Note that we are correcting the grammar and talking about smothing and not just filtering the data. In smothing techniques, it is spected that the provided data is in a discrete format. Because, actually, a mathematical filtering is applied… not a frequency filter.
[11]:
from PyAstronomy import pyasl
window = 33
algorithm = 'hamming'
sm1 = pyasl.smooth(data['y'][index], window, algorithm)

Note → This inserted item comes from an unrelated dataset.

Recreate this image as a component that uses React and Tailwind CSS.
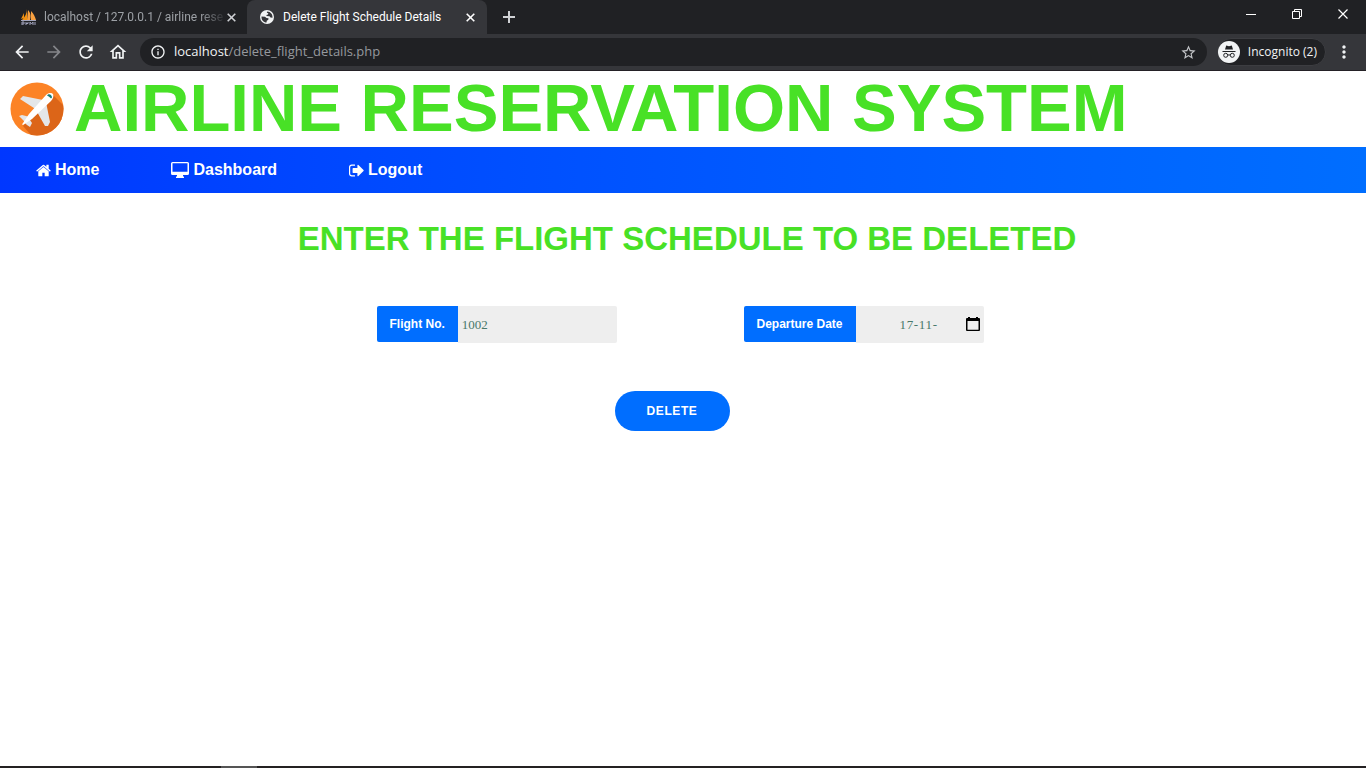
import { MdArrowBack, MdArrowForward, MdRefresh, MdOutlineHome, MdInfoOutline, MdStarBorder, MdMoreVert } from "react-icons/md";

function AdminLogo() {
  return (
    <svg width="17" height="16" viewBox="0 0 17 16" className="shrink-0" aria-hidden="true">
      <path d="M7 0C7 4 5 8 2 11h5zM1 10 4 4 4 9z" fill="#f29111" />
      <path d="M8 1c3 3 3 7 2 10H7zM11 2c3 3 4 6 5 9h-5z" fill="#f8a040" />
      <path d="M1 11.500h15M2 16v-3h2v2H2m4-2v3m0-1.500h2V13m2 3v-3l1.500 2L13 13v3m2-3v3" stroke="#a3a5bd" fill="none" />
    </svg>
  );
}

function Globe() {
  return (
    <svg width="14" height="14" viewBox="0 0 14 14" className="shrink-0" aria-hidden="true">
      <circle cx="7" cy="7" r="7" fill="#f1f3f4" />
      <path d="M1.500 6.500 5 6.700 6.500 8l2 .3-.2 1.500-1.500 1L6.500 12.600C3.500 12.300 1.300 10 1.500 6.500zM7.300 1.500l-.5 1.300 1.500.5L8 4.500 6.500 5v1l3 .3 1 1.200 2 .2C12.900 4.500 10.500 1.600 7.300 1.500z" fill="#35363a" />
    </svg>
  );
}

function Cross() {
  return <svg width="9" height="9" viewBox="0 0 9 9" className="block" aria-hidden="true"><path d="M.7.700l7.600 7.600m0-7.600L.7 8.300" stroke="currentColor" strokeWidth="1.600" /></svg>;
}

function PlaneLogo() {
  return (
    <svg width="54" height="54" viewBox="0 0 54 54" className="shrink-0" aria-hidden="true">
      <defs><clipPath id="disc"><circle cx="27" cy="27" r="26.500" /></clipPath></defs>
      <g clipPath="url(#disc)">
        <path d="M0 0h54v54H0z" fill="#fc8326" />
        <path d="M42 12 60 30v30H27L13 44z" fill="#dc6518" />
        <path d="M10 17 13 14 33 18 27 28zM36 20 40 40 38 44 35 44 26 28z" fill="#e4e6e8" />
        <path d="M9 34 12 33 20 35 16 41zM18 35 22 41 20 45 17 43 14 40z" fill="#e4e6e8" />
        <path d="M36 13C39 10 42 11 43 12c1 2 0 5-2 7L22 37 13 43C12 43 12 42 13 41L19 32z" fill="#fff" />
        <path d="M38 12.500c2-1 4 1 4 3l-1 1c-1-1-2-2-4-3z" fill="#157c78" />
      </g>
    </svg>
  );
}

function Incognito() {
  return (
    <svg width="22" height="22" viewBox="0 0 22 22" className="shrink-0" aria-hidden="true">
      <circle cx="11" cy="11" r="11" fill="#f1f3f4" />
      <path d="M7 8.500 8.200 4.500l2.800.7 2.800-.7L15 8.500zM4.500 10h13v1h-13z" fill="#202124" />
      <g fill="none" stroke="#202124"><circle cx="7.700" cy="14.300" r="2" /><circle cx="14.300" cy="14.300" r="2" /><path d="M9.700 14.200q1.300-.8 2.600 0" /></g>
    </svg>
  );
}

function HomeIcon() {
  return (
    <svg width="15" height="13" viewBox="0 220 1664 1340" aria-hidden="true">
      <path fill="currentColor" d="M1408 992v480q0 26-19 45t-45 19H960v-384H704v384H320q-26 0-45-19t-19-45V992q0-1 .5-3t.5-3l575-474 575 474q1 2 1 6zm223-69l-62 74q-8 9-21 11h-3q-13 0-21-7L832 424l-692 577q-12 8-24 7-13-2-21-11l-62-74q-8-10-7-23.500t11-21.500l719-599q32-26 76-26t76 26l244 204V288q0-14 9-23t23-9h192q14 0 23 9t9 23v408l219 182q10 8 11 21.500t-7 23.500z" />
    </svg>
  );
}

function Monitor() {
  return (
    <svg width="18" height="16" viewBox="0 0 18 16" aria-hidden="true">
      <path fill="currentColor" fillRule="evenodd" d="M1.500 0h15Q18 0 18 1.500v10q0 1.500-1.500 1.500H12v1.500h1V16H5v-1.500h1V13H1.500Q0 13 0 11.500v-10Q0 0 1.500 0zM1.500 1.300v8.400h15V1.300z" />
    </svg>
  );
}

function LogoutIcon() {
  return (
    <svg width="15" height="13" viewBox="0 230 1600 1330" aria-hidden="true">
      <path fill="currentColor" d="M640 1440q0 4 1 20t.5 26.500-3 23.500-10 19.500-20.500 6.500H288q-119 0-203.500-84.500T0 1248V544q0-119 84.500-203.500T288 256h320q13 0 22.500 9.500T640 288q0 4 1 20t.5 26.500-3 23.500-10 19.500-20.500 6.500H288q-66 0-113 47t-47 113v704q0 66 47 113t113 47h312l11.500 1 11.500 3 8 5.500 7 9 2 13.500zm928-544q0 26-19 45l-544 544q-19 19-45 19t-45-19-19-45v-288H448q-26 0-45-19t-19-45V704q0-26 19-45t45-19h448V352q0-26 19-45t45-19 45 19l544 544q19 19 19 45z" />
    </svg>
  );
}

function CalendarIcon() {
  return (
    <svg width="14" height="15" viewBox="0 0 14 15" aria-hidden="true">
      <path fillRule="evenodd" d="M2 0h2v1h6V0h2v1h1q1 0 1 1v11q0 1-1 1H1q-1 0-1-1V2q0-1 1-1h1zM1.500 4v8.700h11V4z" />
    </svg>
  );
}

function Browser() {
  return (
    <header className="bg-[#202124] font-['Open_Sans','Noto_Sans',sans-serif] text-xs text-white">
      <div className="flex h-[34px]">
        <div className="flex w-[247px] items-center rounded-br-lg pl-5 pr-[11px] font-[Roboto,sans-serif] text-[#9da1a6]">
          <AdminLogo />
          <span className="ml-[7px] flex-1 whitespace-nowrap [mask-image:linear-gradient(to_right,#000_85%,transparent)]">localhost / 127.0.0.1 / airline rese</span>
          <button aria-label="Close first tab" className="text-[#d0d2d5]"><Cross /></button>
        </div>
        <div className="flex w-60 items-center rounded-t-lg bg-[#35363a] pl-[13px] pr-3 font-[Roboto,sans-serif]">
          <Globe />
          <span className="ml-[9px] flex-1 whitespace-nowrap">Delete Flight Schedule Details</span>
          <button aria-label="Close tab"><Cross /></button>
        </div>
        <button aria-label="New tab" className="ml-4 text-[#d0d2d5]"><svg width="12" height="12" className="block"><path d="M6 0v12M0 6h12" stroke="currentColor" strokeWidth="2" /></svg></button>
        <div className="ml-auto flex h-7 items-center gap-9 pr-[18px]">
          <button aria-label="Minimize"><svg width="10" height="10" className="block"><path d="M0 5.500h10" stroke="#fff" /></svg></button>
          <button aria-label="Restore"><svg width="10" height="10" className="block"><path d="M2.500 2.500v-2h7v7h-2M.5 2.500h7v7h-7z" fill="none" stroke="#fff" /></svg></button>
          <button aria-label="Close window"><svg width="10" height="10" className="block"><path d="M.5.500l9 9m0-9l-9 9" stroke="#fff" strokeWidth="1.200" /></svg></button>
        </div>
      </div>
      <div className="flex h-[37px] items-center border-b border-[#242126] bg-[#35363a] px-3 text-[#f1f3f4]">
        <div className="flex w-32 gap-3">
          <button aria-label="Back"><MdArrowBack size="20" /></button>
          <button aria-label="Forward" className="text-[#85868a]"><MdArrowForward size="20" /></button>
          <button aria-label="Reload"><MdRefresh size="20" /></button>
          <button aria-label="Home page"><MdOutlineHome size="20" /></button>
        </div>
        <div className="flex h-7 flex-1 items-center rounded-full bg-[#202124] px-2.5">
          <MdInfoOutline size="16" />
          <span className="ml-2 flex-1 text-[13px]">localhost<span className="text-[#96999e]">/delete_flight_details.php</span></span>
          <button aria-label="Bookmark" className="text-[#c4c6c9]"><MdStarBorder size="17" /></button>
        </div>
        <button className="ml-2.5 flex h-7 items-center gap-2 rounded-full border border-[#3c3d41] bg-[#202124] pr-2 whitespace-nowrap"><Incognito />Incognito (2)</button>
        <button aria-label="Browser menu" className="ml-2"><MdMoreVert size="20" /></button>
      </div>
    </header>
  );
}

export default function App() {
  return (
    <div className="flex min-h-screen flex-col bg-white font-['Liberation_Sans',Arial,sans-serif]">
      <Browser />
      <main className="flex-1">
        <div className="flex h-19 items-center gap-2.5 pl-2.5">
          <PlaneLogo />
          <h1 className="pb-1 whitespace-nowrap text-[67px] leading-none font-bold text-[#48e126]">AIRLINE RESERVATION SYSTEM</h1>
        </div>
        <nav className="flex h-[46px] items-center gap-[72px] bg-linear-to-r from-[#0037ff] to-[#006eff] px-9 font-bold text-white">
          <a href="#home" className="flex items-center gap-1"><HomeIcon />Home</a>
          <a href="#dashboard" className="flex items-center gap-1"><Monitor />Dashboard</a>
          <a href="#logout" className="flex items-center gap-1"><LogoutIcon />Logout</a>
        </nav>
        <form className="flex flex-col items-center">
          <h2 className="mt-6 ml-2 text-[33px] leading-11 font-bold text-[#48e126]">ENTER THE FLIGHT SCHEDULE TO BE DELETED</h2>
          <div className="mt-[45px] mr-1.5 flex gap-[127px]">
            <div className="flex w-60 items-start">
              <label htmlFor="flight" className="h-9 rounded-l-xs bg-[#006eff] px-[13px] text-xs leading-9 font-bold whitespace-nowrap text-white">Flight No.</label>
              <input id="flight" defaultValue="1002" className="h-[37px] min-w-0 flex-1 rounded-r-xs bg-[#eee] px-1 font-['Liberation_Serif',serif] text-[13px] text-[#49796b] outline-none" />
            </div>
            <div className="flex w-60 items-start">
              <label htmlFor="date" className="h-9 rounded-l-xs bg-[#006eff] px-[13px] text-xs leading-9 font-bold whitespace-nowrap text-white">Departure Date</label>
              <div className="flex h-[37px] min-w-0 flex-1 items-center rounded-r-xs bg-[#eee] pr-1">
                <input id="date" defaultValue="17-11-" className="h-full min-w-0 flex-1 pl-11 font-['Liberation_Serif',serif] text-[13px] tracking-wider text-[#49796b] outline-none" />
                <button type="button" aria-label="Choose date"><CalendarIcon /></button>
              </div>
            </div>
          </div>
          <button type="button" className="mt-12 mr-[22px] h-10 w-[115px] rounded-full bg-[#006eff] text-xs font-bold tracking-wider text-white">DELETE</button>
        </form>
      </main>
      <footer className="flex h-0.5 bg-[#242122]"><div className="ml-[221px] w-9 bg-[#555]" /></footer>
    </div>
  );
}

p = visual.line_plot(data['t'][index],
sm1,
legend_label='Raw Light Curve',
title='Light Curve',
y_axis={'label': 'Intensity'},
x_axis={'label': 'Time index'})
visual.show_plot(p)
Now we are talking!! Without the noise is possible to observe the actual variation of the time series, when the eclipses appear. To see the importance of the filtering process applied above, let’s try to do some feature engineering… and use the data to extract some information of the process.
Application example¶
We know, that the series from database/confirmed_targets are series that highly represents the transit photometry, since it has pronunced eclipses. So let’s try, to use the time series data to create an algorithm to determine the moments of eclipse on the time series.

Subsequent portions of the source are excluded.